Dataset rows -
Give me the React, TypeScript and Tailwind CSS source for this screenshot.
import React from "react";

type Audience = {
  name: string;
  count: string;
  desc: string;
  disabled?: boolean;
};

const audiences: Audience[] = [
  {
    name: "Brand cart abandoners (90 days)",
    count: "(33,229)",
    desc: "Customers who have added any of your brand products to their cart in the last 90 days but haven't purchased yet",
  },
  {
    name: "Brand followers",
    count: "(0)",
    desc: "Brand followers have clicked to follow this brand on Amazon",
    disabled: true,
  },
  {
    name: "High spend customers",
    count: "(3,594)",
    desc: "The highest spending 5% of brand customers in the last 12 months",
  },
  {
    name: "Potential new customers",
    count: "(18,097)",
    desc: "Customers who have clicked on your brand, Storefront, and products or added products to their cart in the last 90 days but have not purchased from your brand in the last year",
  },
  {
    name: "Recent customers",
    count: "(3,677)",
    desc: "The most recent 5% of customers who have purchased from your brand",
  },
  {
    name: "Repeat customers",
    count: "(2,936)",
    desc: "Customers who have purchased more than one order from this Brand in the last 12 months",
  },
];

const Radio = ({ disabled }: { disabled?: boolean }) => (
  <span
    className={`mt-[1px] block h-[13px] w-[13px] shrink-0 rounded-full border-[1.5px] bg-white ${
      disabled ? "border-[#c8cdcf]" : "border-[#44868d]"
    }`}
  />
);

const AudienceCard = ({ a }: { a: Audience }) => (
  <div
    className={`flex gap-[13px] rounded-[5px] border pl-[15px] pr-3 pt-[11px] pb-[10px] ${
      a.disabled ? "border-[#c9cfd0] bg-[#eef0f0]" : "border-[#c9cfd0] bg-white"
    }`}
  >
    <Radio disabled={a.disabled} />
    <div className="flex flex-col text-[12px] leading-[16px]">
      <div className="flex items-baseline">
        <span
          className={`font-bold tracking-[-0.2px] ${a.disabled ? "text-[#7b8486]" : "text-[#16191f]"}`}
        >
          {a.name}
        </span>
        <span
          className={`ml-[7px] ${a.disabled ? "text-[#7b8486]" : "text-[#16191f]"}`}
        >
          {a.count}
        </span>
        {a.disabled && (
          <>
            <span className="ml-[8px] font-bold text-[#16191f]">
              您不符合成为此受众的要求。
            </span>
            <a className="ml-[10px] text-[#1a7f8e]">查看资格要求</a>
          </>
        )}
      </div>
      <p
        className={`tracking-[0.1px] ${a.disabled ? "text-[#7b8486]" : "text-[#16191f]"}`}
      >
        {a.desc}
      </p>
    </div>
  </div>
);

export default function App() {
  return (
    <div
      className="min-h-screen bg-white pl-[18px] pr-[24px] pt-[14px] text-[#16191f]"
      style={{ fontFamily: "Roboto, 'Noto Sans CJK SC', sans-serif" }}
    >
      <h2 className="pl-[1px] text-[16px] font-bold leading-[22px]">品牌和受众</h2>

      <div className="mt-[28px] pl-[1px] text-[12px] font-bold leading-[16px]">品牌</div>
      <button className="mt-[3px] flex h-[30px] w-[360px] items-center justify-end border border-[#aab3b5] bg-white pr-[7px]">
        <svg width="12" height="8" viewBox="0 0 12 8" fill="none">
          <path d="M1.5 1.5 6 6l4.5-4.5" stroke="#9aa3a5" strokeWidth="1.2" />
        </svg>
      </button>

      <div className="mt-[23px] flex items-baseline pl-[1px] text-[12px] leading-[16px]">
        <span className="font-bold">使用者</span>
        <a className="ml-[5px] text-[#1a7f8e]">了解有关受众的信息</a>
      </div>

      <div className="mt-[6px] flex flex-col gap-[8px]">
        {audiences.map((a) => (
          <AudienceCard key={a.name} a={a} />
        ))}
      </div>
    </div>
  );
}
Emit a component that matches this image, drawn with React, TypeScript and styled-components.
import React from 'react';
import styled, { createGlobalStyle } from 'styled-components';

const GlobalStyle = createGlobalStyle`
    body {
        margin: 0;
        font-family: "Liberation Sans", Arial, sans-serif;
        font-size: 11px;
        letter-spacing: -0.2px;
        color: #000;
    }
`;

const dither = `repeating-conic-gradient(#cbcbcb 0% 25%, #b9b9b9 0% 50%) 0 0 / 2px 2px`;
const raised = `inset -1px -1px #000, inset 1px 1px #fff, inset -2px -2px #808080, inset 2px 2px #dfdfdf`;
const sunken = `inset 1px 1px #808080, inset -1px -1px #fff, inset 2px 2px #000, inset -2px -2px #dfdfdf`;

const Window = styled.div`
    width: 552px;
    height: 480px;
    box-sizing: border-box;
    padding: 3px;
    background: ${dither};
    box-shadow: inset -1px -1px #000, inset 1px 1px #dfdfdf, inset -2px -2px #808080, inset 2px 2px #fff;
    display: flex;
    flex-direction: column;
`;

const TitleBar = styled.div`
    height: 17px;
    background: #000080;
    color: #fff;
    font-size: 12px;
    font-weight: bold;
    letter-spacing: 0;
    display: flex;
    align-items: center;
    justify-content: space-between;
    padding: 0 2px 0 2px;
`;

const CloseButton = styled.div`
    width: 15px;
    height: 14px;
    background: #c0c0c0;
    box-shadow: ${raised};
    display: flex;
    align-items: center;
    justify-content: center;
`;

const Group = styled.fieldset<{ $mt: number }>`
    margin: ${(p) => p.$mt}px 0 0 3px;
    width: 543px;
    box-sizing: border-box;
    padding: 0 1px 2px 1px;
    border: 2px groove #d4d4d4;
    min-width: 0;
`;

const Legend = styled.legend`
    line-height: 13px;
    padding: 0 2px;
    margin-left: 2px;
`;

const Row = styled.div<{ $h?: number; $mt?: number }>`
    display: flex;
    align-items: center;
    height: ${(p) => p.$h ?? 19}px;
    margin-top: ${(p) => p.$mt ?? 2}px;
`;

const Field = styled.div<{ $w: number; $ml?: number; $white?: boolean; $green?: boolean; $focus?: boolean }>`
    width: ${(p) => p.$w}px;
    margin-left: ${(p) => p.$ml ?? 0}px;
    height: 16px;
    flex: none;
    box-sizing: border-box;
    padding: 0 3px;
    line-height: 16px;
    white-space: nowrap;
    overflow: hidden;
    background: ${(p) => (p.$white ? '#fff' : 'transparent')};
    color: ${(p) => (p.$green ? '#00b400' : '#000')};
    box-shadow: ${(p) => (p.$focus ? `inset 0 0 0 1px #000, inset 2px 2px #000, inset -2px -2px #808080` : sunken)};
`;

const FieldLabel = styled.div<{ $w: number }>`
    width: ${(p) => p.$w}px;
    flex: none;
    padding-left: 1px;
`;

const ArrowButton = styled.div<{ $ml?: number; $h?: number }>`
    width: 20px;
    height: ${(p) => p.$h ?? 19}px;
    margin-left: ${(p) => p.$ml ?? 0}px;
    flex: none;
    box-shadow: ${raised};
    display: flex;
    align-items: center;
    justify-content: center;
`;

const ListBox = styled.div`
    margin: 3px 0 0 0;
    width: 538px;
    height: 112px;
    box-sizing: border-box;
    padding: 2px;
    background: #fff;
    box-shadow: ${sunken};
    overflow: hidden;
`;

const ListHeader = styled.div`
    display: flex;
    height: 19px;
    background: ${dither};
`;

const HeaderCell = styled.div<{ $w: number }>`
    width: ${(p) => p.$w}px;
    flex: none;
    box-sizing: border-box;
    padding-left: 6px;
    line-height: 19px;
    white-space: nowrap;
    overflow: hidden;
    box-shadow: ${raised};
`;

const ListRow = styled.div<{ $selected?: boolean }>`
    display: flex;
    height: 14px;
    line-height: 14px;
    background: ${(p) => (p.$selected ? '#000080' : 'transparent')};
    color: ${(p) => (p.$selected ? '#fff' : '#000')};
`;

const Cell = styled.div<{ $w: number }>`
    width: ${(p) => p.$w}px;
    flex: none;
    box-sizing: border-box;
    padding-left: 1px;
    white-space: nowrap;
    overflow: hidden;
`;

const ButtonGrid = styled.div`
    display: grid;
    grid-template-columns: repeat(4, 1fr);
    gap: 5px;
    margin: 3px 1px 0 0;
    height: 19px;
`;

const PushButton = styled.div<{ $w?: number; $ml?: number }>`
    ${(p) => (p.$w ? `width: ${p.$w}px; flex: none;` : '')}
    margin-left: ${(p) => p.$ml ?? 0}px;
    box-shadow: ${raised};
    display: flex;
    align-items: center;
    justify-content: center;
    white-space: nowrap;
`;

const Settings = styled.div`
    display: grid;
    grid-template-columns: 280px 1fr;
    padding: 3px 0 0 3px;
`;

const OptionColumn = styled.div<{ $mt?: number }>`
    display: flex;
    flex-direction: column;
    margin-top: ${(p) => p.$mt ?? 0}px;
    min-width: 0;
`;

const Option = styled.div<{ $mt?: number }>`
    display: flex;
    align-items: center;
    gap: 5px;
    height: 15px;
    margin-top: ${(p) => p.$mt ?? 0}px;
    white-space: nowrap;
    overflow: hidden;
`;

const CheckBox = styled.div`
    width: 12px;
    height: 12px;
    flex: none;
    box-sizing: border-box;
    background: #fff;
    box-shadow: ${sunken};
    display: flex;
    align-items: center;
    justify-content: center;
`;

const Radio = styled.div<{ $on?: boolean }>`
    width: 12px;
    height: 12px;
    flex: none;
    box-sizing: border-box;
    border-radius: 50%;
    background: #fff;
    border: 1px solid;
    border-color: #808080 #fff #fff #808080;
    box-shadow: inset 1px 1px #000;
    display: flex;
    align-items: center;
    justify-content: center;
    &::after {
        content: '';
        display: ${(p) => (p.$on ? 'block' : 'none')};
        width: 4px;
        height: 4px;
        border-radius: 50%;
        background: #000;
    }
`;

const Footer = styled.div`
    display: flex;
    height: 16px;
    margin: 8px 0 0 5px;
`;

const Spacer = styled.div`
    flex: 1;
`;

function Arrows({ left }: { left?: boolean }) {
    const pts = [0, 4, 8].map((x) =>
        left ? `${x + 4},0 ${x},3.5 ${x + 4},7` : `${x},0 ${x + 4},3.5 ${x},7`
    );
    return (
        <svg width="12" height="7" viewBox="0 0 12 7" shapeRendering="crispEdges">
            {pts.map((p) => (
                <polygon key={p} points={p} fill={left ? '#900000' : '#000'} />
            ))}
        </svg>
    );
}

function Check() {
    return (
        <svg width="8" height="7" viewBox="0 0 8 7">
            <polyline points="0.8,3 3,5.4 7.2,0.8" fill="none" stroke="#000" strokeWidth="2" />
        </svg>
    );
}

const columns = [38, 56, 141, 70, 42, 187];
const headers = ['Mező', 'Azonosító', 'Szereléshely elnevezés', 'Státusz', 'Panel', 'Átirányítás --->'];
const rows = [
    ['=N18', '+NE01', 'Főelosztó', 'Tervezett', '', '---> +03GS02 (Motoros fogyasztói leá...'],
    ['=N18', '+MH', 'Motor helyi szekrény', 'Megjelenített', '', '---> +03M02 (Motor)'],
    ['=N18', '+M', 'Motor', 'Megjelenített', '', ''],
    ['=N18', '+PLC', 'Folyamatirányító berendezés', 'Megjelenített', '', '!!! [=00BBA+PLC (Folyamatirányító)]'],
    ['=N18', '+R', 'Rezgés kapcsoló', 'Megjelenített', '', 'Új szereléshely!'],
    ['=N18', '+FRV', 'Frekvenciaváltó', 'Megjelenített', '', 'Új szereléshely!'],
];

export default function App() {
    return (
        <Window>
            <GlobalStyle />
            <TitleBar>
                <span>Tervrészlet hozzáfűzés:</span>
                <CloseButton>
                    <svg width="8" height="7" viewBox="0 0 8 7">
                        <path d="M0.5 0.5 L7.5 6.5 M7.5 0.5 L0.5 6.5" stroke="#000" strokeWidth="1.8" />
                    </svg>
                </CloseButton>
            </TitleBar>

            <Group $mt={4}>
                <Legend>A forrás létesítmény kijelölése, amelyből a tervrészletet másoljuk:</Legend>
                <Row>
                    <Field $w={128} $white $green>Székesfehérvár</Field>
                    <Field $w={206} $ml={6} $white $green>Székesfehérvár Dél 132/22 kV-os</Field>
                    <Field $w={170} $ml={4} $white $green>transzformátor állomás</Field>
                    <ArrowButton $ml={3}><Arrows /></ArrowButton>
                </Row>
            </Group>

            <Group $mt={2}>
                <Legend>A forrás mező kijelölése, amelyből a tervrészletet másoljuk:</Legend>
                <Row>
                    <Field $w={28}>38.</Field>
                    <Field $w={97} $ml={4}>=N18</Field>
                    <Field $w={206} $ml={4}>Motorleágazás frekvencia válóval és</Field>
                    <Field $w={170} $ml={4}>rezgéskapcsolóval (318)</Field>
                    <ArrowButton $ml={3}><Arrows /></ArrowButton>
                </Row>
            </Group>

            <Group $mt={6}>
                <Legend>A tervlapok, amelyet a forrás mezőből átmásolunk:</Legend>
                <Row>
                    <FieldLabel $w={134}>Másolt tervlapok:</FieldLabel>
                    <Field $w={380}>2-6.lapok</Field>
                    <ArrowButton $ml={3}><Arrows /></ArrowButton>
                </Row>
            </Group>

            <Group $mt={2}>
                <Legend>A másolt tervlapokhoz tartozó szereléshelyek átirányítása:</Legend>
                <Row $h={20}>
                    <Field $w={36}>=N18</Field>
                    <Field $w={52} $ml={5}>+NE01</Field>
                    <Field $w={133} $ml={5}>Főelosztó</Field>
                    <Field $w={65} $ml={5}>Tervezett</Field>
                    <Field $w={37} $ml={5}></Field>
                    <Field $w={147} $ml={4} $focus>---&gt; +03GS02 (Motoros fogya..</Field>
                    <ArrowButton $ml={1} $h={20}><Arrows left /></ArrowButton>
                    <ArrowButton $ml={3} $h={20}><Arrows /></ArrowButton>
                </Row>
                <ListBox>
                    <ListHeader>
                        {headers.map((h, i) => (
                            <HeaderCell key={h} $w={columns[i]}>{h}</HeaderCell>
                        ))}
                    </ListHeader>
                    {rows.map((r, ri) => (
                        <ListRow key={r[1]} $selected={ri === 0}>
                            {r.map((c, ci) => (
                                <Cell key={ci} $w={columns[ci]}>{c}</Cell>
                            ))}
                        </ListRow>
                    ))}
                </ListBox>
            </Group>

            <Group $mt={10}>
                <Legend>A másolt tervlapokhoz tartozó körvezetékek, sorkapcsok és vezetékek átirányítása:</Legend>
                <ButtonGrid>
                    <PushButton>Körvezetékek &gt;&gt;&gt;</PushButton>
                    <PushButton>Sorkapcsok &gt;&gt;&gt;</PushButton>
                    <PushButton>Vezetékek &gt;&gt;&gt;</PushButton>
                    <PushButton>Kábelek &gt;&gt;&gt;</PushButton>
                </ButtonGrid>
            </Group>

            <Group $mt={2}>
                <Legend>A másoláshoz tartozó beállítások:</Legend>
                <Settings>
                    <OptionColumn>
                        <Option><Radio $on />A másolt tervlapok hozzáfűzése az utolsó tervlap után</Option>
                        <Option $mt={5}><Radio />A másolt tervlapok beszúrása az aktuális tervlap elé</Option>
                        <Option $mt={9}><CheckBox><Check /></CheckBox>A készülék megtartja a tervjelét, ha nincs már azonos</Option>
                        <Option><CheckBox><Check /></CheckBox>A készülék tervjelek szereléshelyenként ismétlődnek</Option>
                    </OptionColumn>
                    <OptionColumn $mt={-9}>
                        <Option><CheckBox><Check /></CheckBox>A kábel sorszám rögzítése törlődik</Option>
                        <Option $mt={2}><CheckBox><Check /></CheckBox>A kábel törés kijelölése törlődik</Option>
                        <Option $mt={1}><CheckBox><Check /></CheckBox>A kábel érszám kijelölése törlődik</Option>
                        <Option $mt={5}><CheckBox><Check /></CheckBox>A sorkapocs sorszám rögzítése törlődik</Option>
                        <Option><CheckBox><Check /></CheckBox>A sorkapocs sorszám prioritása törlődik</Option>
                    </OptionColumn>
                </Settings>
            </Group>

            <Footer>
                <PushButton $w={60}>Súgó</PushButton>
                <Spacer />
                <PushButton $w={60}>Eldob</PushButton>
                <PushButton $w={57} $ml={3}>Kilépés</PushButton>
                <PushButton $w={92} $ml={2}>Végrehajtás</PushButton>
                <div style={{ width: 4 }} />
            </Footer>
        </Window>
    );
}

Instruction -
In the records above, find each line that holds the word "this"; copy all such lines.

Problem solution -
Give me the React, TypeScript and Tailwind CSS source for this screenshot.
    desc: "Brand followers have clicked to follow this brand on Amazon",
    desc: "Customers who have purchased more than one order from this Brand in the last 12 months",
Emit a component that matches this image, drawn with React, TypeScript and styled-components.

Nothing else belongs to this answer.